Me likey all the zen stuff about avoiding past and future worries, the eternal moment, and especially “We Dudeists, however, well, we see it as savoring time” (except we Canadian Dudeists spell ‘savouring’ in English, not the Americanese spelling)
It’s a wonderful reminder to abide mindfully
Lone dude says
Far out man! Beautiful stuff man.
The Arch Dudeship says
Thankee, Irish Monk.
“Abide mindfully.” That’s the key, Dude.
There is such a thing as wasting time, as Pink Floyd points out:
http://www.youtube.com/watch?v=ntm1YfehK7U
And, dude, Americanese is not the proper nomenclature. ‘Murikan, please.
The Arch Dudeship says
Much obliged, Lone dude. You posted while I was responding…didnt’ want to make it seem I was ignoring you. :-)
Irish Monk says
I never fritter my hours, nor do I waste them in an off-hand way, I’ll have you know! Ten years never “got” behind me either…I put them very deliberately.

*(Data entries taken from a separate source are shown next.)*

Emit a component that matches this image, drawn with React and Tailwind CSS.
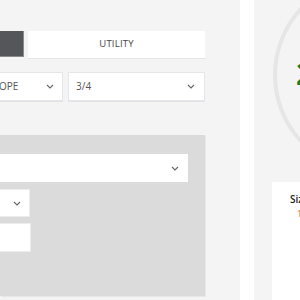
import { FiChevronDown } from "react-icons/fi";

const Chevron = ({ className }) => (
  <svg viewBox="0 0 8 5" className={"w-[8px] h-[5px] " + className}>
    <path d="M1 1l3 3 3-3" fill="none" stroke="#666" strokeWidth="1.1" />
  </svg>
);

const App = () => {
  return (
    <div
      className="w-[300px] h-[300px] flex flex-row overflow-hidden bg-white"
      style={{ fontFamily: "'Open Sans', 'Liberation Sans', sans-serif" }}
    >
      {/*left panel*/}
      <div className="w-[240px] shrink-0 h-full bg-[#f4f4f4] flex flex-col">
        {/*tabs*/}
        <div className="mt-[31px] flex flex-row gap-x-[4px] w-[205px] h-[27px]">
          <div className="w-[24px] h-[26px] bg-[#54565a] border-r border-b border-[#8a8b8d]"></div>
          <div className="flex-1 h-[27px] bg-white shadow-[0_1px_0_#e4e4e4] flex items-center justify-center text-[9.5px] text-[#444] tracking-[0.2px]">
            UTILITY
          </div>
        </div>

        {/*selects*/}
        <div className="mt-[14px] flex flex-row gap-x-[5px] w-[205px] h-[29px]">
          <div className="w-[63px] bg-white border border-l-0 border-[#e6e6ea] shadow-[0_1px_0_#e2e2e8] flex items-center justify-between pr-[8px] text-[10px] text-[#555] overflow-hidden">
            <span className="-ml-[1px]">OPE</span>
            <Chevron />
          </div>
          <div className="flex-1 bg-white border border-[#e6e6ea] shadow-[0_1px_0_#e2e2e8] flex items-center justify-between pl-[7px] pr-[9px] text-[10px] text-[#555]">
            <span>3/4</span>
            <Chevron />
          </div>
        </div>

        {/*options box*/}
        <div className="mt-[34px] w-[205px] h-[161px] bg-[#dbdbdb] shadow-[1px_1px_0_#e8e8e8] flex flex-col pt-[19px]">
          <div className="w-[188px] h-[28px] bg-white flex items-center justify-end pr-[9px]">
            <Chevron />
          </div>
          <div className="mt-[7px] w-[30px] h-[28px] bg-white border border-l-0 border-[#ececec] flex items-center justify-end pr-[8px]">
            <Chevron />
          </div>
          <div className="mt-[6px] w-[31px] h-[29px] bg-white border border-l-0 border-[#ececec]"></div>
        </div>
      </div>

      {/*gap*/}
      <div className="w-[14px] shrink-0 h-full bg-white"></div>

      {/*right panel*/}
      <div className="relative flex-1 h-full bg-[#f4f4f4] overflow-hidden">
        <svg
          className="absolute left-0 top-0"
          width="46"
          height="300"
          viewBox="254 0 46 300"
        >
          <circle cx="372" cy="75" r="97" fill="none" stroke="#e6e6e6" strokeWidth="4" />
        </svg>
        <div className="absolute left-[42px] top-[58px] text-[31px] font-bold leading-none text-[#1a7d22]">
          2
        </div>
        <div className="absolute left-[18px] top-[182px] w-[200px] h-[150px] bg-white pt-[11px] pl-[18px]">
          <div className="text-[10px] font-semibold text-[#222] leading-[12px]">Size</div>
          <div className="mt-[3px] ml-[7px] text-[9px] text-[#d0702a] leading-[12px]">1</div>
        </div>
      </div>
    </div>
  );
};

export default App;
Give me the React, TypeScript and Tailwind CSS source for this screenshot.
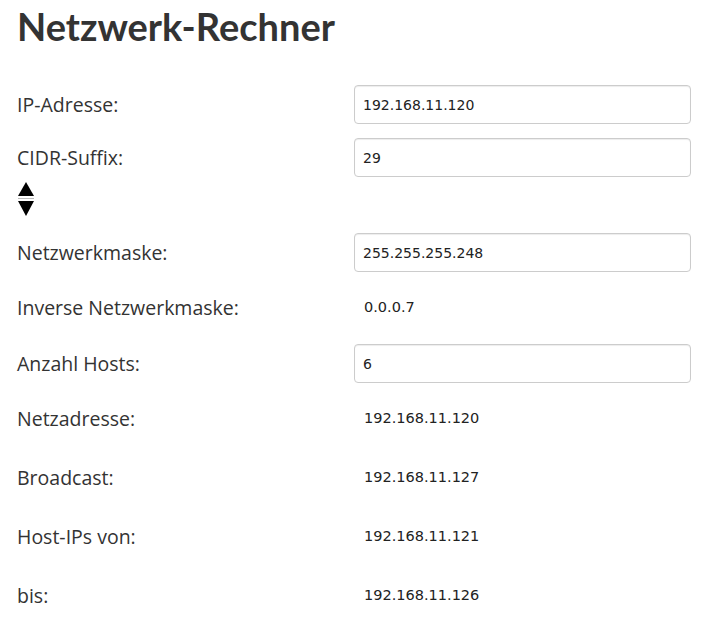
import React from "react";

const headFont = { fontFamily: "Lato, 'Noto Sans', sans-serif" };
const labelFont = { fontFamily: "'Open Sans', 'Noto Sans', sans-serif" };
const valueFont = { fontFamily: "'DejaVu Sans', Verdana, sans-serif" };

function Spinner() {
  return (
    <svg width="18" height="37" viewBox="0 0 18 37" className="block">
      <polygon points="9,1 17,15 1,15" fill="#000" />
      <rect x="1" y="17" width="16" height="1" fill="#bbb" />
      <polygon points="1,20 17,20 9,35" fill="#000" />
    </svg>
  );
}

function InputRow({ label, value, mt, extra }: { label: string; value: string; mt: string; extra?: React.ReactNode }) {
  return (
    <div className={`grid grid-cols-2 items-start ${mt}`}>
      <div>
        <div className="h-[39px] flex items-center text-[19.5px] text-[#333]" style={labelFont}>
          {label}
        </div>
        {extra}
      </div>
      <input
        readOnly
        value={value}
        className="h-[39px] w-full rounded-[4px] border border-[#ccc] bg-white pl-[8px] text-[14px] text-[#222] shadow-[inset_0_1px_1px_rgba(0,0,0,0.075)] outline-none"
        style={valueFont}
      />
    </div>
  );
}

function TextRow({ label, value, mt }: { label: string; value: string; mt: string }) {
  return (
    <div className={`grid grid-cols-2 items-center h-[39px] ${mt}`}>
      <div className="text-[19.5px] text-[#333]" style={labelFont}>
        {label}
      </div>
      <div className="pl-[10px] text-[14.5px] text-[#222]" style={valueFont}>
        {value}
      </div>
    </div>
  );
}

export default function App() {
  return (
    <div className="min-h-[621px] w-[709px] bg-white pl-[17px] pr-[18px]">
      <h1 className="pt-[4px] text-[38px] font-bold leading-[44px] text-[#333]" style={headFont}>
        Netzwerk-Rechner
      </h1>
      <div className="flex flex-col">
        <InputRow label="IP-Adresse:" value="192.168.11.120" mt="mt-[37px]" />
        <InputRow
          label="CIDR-Suffix:"
          value="29"
          mt="mt-[14px]"
          extra={
            <div className="mt-[4px]">
              <Spinner />
            </div>
          }
        />
        <InputRow label="Netzwerkmaske:" value="255.255.255.248" mt="mt-[15px]" />
        <TextRow label="Inverse Netzwerkmaske:" value="0.0.0.7" mt="mt-[16px]" />
        <InputRow label="Anzahl Hosts:" value="6" mt="mt-[17px]" />
        <TextRow label="Netzadresse:" value="192.168.11.120" mt="mt-[16px]" />
        <TextRow label="Broadcast:" value="192.168.11.127" mt="mt-[20px]" />
        <TextRow label="Host-IPs von:" value="192.168.11.121" mt="mt-[20px]" />
        <TextRow label="bis:" value="192.168.11.126" mt="mt-[20px]" />
      </div>
    </div>
  );
}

Passing time must be much more challenging when you’re rich and british and you ain’t never seen no queen in her damned undies come and knight you the way she already done to all your mates. That poor affluenza-striken bloke..
The Arch Dudeship says
Mmmmm…I loves me some time fritters. I’m gonna fries me up a batch raht now… ;-)
Pope Dude the First says
What goes with time fritters, one wonders?
The Arch Dudeship says
A nice cup of instant karma?
Pope Dude the First says
Sounds good to me.
The Pete says
Physicist can’t make up their mind what time is, or even if it actually exists, it’s just something minds use to calculate objects moving through space. Plus, there are far too many conflicting ways of measuring it. ‘Time’ is pretty far out.
Life goes on man. I think.
The Arch Dudeship says
I prefer characterizing “it” as “simultaneity” rather than as “time”, but it’s hard to figure out when my favorite TV shows are on that way.
For me, seriously, everthing is an interconnected process or pattern continually unfolding together in one rhythm. Or something like that.